Prospect Magazine Puts AIM Front-and-Center as Free-Speech Rebel
November 3, 2025
When I was a boy, neo-Nazis threatened to march on Skokie, Illinois, a town with a disproportionate number of Holocaust survivors. Aryeh Neier, then president of the American Civil Liberties Union (ACLU), defended the rights of the skinheads eventuating in a book, Defending My Enemy. The ACLU lost a sizeable number of paying members. Yet Neier cherishes that the absolutist position on speech—I might hate your words, but I shall defend to the death your right to say them—was fervently debated at dinner tables across the country, perhaps for the first time.
Fast forward almost half a century to the crisis surrounding speech in the United States today and edifying conversation has been swapped for rancour and recrimination. Only a few years ago, it seemed that a censorious left was swinging its bat, taking down all manner of people for reasons large, small and unfounded. “Getting cancelled” had become as regnant a concept in the culture as getting dissed, though with impacts far more consequential.
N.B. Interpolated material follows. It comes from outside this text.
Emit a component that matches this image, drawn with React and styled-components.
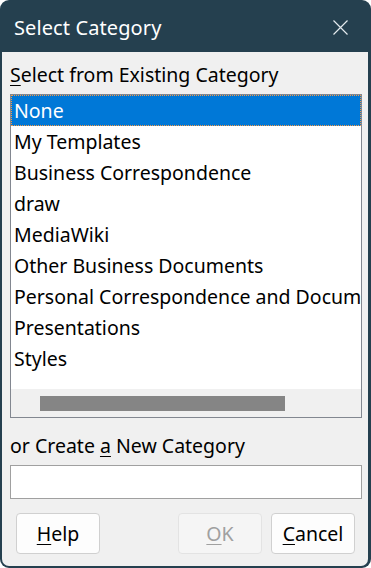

The genocidal war in Gaza flipped the ideological script. Students on campus, often of a left-wing sensibility, peacefully and at times intimidatingly demanded accountability for the crimes being prosecuted. But some of those perturbed by this sought to see the protesters muzzled. Conservative outfits such as Accuracy in Media, a media watchdog, took pains to restrict their speech, underwriting trucks that doxxed people, emblazoning protesters’ names on their sides as they drove around town, so that future firms would think twice before hiring them. The Trump administration wilfully joined the melee, making sensationalist claims about antisemitism running amok from sea to sea, or at least from university to university. Quashing unwanted speech became a racket to strip universities of resources and academic freedom. Defending my enemy had descended to decimating my enemy.